#### DATA PROVIDED
________________

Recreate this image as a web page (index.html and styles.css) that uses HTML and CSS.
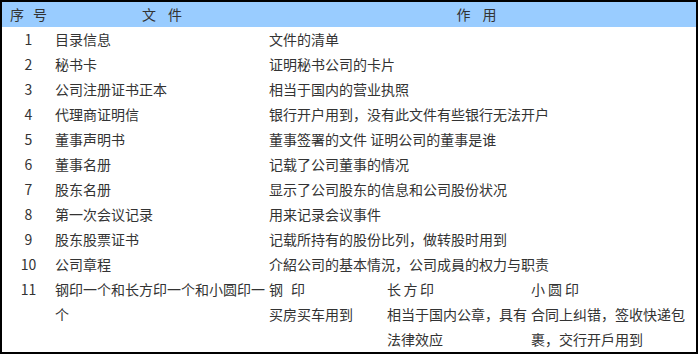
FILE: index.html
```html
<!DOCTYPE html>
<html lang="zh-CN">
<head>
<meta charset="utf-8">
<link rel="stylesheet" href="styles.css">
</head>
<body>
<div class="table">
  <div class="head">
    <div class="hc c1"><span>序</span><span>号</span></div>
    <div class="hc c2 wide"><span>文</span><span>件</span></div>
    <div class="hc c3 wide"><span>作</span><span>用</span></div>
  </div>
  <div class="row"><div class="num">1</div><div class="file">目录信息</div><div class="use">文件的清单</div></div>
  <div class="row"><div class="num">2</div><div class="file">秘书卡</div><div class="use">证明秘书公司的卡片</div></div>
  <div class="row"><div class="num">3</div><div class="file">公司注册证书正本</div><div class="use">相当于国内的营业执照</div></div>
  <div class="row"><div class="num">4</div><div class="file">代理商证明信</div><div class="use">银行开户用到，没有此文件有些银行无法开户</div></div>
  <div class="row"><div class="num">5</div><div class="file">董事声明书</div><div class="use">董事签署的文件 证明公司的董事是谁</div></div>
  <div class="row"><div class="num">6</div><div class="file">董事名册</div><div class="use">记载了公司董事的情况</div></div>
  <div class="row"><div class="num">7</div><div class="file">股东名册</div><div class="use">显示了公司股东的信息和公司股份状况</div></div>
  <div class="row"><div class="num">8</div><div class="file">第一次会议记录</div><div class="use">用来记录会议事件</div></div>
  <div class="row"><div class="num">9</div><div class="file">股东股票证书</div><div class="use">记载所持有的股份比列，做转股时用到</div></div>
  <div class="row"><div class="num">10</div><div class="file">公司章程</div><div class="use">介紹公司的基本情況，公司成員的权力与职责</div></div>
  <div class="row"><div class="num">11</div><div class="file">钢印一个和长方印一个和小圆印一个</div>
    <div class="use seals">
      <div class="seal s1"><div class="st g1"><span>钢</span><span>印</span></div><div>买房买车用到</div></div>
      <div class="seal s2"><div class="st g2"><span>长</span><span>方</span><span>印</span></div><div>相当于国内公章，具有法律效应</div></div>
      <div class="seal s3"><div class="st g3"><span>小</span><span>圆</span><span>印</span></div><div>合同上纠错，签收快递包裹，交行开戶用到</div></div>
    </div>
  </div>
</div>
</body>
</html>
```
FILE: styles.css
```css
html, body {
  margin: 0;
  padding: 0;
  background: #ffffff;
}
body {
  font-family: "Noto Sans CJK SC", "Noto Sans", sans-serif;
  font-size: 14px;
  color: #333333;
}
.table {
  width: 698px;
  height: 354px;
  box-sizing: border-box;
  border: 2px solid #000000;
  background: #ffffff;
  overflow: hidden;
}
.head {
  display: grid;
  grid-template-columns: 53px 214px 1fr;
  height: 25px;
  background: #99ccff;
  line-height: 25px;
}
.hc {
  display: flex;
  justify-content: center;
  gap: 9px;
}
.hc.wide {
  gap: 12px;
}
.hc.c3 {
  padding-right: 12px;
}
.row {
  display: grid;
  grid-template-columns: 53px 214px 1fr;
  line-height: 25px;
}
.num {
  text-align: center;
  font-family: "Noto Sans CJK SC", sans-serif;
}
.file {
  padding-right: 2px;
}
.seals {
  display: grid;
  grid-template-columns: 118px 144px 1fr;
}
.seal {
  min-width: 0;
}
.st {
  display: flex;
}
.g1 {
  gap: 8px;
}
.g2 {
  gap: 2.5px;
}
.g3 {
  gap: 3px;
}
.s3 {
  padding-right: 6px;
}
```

________________

#### WHAT THE TASK ASKS
Without the images, write out each line of the data verbatim.

#### ANSWER TO THE TASK
Recreate this image as a web page (index.html and styles.css) that uses HTML and CSS.
FILE: index.html
```html
<!DOCTYPE html>
<html lang="zh-CN">
<head>
<meta charset="utf-8">
<link rel="stylesheet" href="styles.css">
</head>
<body>
<div class="table">
  <div class="head">
    <div class="hc c1"><span>序</span><span>号</span></div>
    <div class="hc c2 wide"><span>文</span><span>件</span></div>
    <div class="hc c3 wide"><span>作</span><span>用</span></div>
  </div>
  <div class="row"><div class="num">1</div><div class="file">目录信息</div><div class="use">文件的清单</div></div>
  <div class="row"><div class="num">2</div><div class="file">秘书卡</div><div class="use">证明秘书公司的卡片</div></div>
  <div class="row"><div class="num">3</div><div class="file">公司注册证书正本</div><div class="use">相当于国内的营业执照</div></div>
  <div class="row"><div class="num">4</div><div class="file">代理商证明信</div><div class="use">银行开户用到，没有此文件有些银行无法开户</div></div>
  <div class="row"><div class="num">5</div><div class="file">董事声明书</div><div class="use">董事签署的文件 证明公司的董事是谁</div></div>
  <div class="row"><div class="num">6</div><div class="file">董事名册</div><div class="use">记载了公司董事的情况</div></div>
  <div class="row"><div class="num">7</div><div class="file">股东名册</div><div class="use">显示了公司股东的信息和公司股份状况</div></div>
  <div class="row"><div class="num">8</div><div class="file">第一次会议记录</div><div class="use">用来记录会议事件</div></div>
  <div class="row"><div class="num">9</div><div class="file">股东股票证书</div><div class="use">记载所持有的股份比列，做转股时用到</div></div>
  <div class="row"><div class="num">10</div><div class="file">公司章程</div><div class="use">介紹公司的基本情況，公司成員的权力与职责</div></div>
  <div class="row"><div class="num">11</div><div class="file">钢印一个和长方印一个和小圆印一个</div>
    <div class="use seals">
      <div class="seal s1"><div class="st g1"><span>钢</span><span>印</span></div><div>买房买车用到</div></div>
      <div class="seal s2"><div class="st g2"><span>长</span><span>方</span><span>印</span></div><div>相当于国内公章，具有法律效应</div></div>
      <div class="seal s3"><div class="st g3"><span>小</span><span>圆</span><span>印</span></div><div>合同上纠错，签收快递包裹，交行开戶用到</div></div>
    </div>
  </div>
</div>
</body>
</html>
```
FILE: styles.css
```css
html, body {
  margin: 0;
  padding: 0;
  background: #ffffff;
}
body {
  font-family: "Noto Sans CJK SC", "Noto Sans", sans-serif;
  font-size: 14px;
  color: #333333;
}
.table {
  width: 698px;
  height: 354px;
  box-sizing: border-box;
  border: 2px solid #000000;
  background: #ffffff;
  overflow: hidden;
}
.head {
  display: grid;
  grid-template-columns: 53px 214px 1fr;
  height: 25px;
  background: #99ccff;
  line-height: 25px;
}
.hc {
  display: flex;
  justify-content: center;
  gap: 9px;
}
.hc.wide {
  gap: 12px;
}
.hc.c3 {
  padding-right: 12px;
}
.row {
  display: grid;
  grid-template-columns: 53px 214px 1fr;
  line-height: 25px;
}
.num {
  text-align: center;
  font-family: "Noto Sans CJK SC", sans-serif;
}
.file {
  padding-right: 2px;
}
.seals {
  display: grid;
  grid-template-columns: 118px 144px 1fr;
}
.seal {
  min-width: 0;
}
.st {
  display: flex;
}
.g1 {
  gap: 8px;
}
.g2 {
  gap: 2.5px;
}
.g3 {
  gap: 3px;
}
.s3 {
  padding-right: 6px;
}
```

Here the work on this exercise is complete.